The same process twice befell Columbia’s anthropology department. Reporting on the latest instance, overseen by an academic named David Cohen, Lingua Franca, the late, great magazine devoted to academic and intellectual life, celebrated the measure’s success: “To house his enhanced faculty (the five new full professors plus another five of junior ranking), Cohen had the anthropology department’s offices completely refurbished. The receivership was over. It was a remarkable—and to all appearances, successful—brain transplant.”
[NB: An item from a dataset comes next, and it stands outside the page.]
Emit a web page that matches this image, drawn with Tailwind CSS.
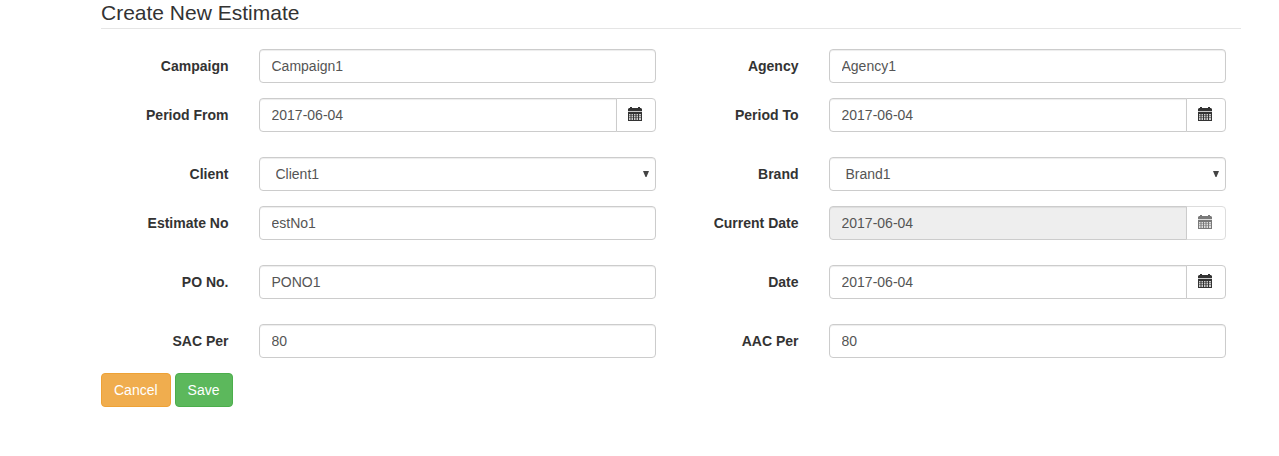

So far, Columbia has shown no sign of being serious about addressing its anti-Semitism problem. The only faculty member currently under investigation is . . . Davidai. Placing MESAAS under receivership would allow an external and objective scholar to take over the troubled department, examine seriously the allegations against its faculty, reassess its offerings and curricula, and ensure that Columbia delivers what any fine institution of higher learning ought to—an academic experience free of fear and favor. It would, in short, enhance academic freedom and help uproot indoctrination and intimidation from the classroom.
Receivership has worked before at Columbia to fix far less glaring issues. If the university wants to go beyond deflections and denials and address the anti-Semitism problem at its root, it has a proven tool at its disposal. Other than indifference, or bias, it’s hard to imagine why the university won’t use it again.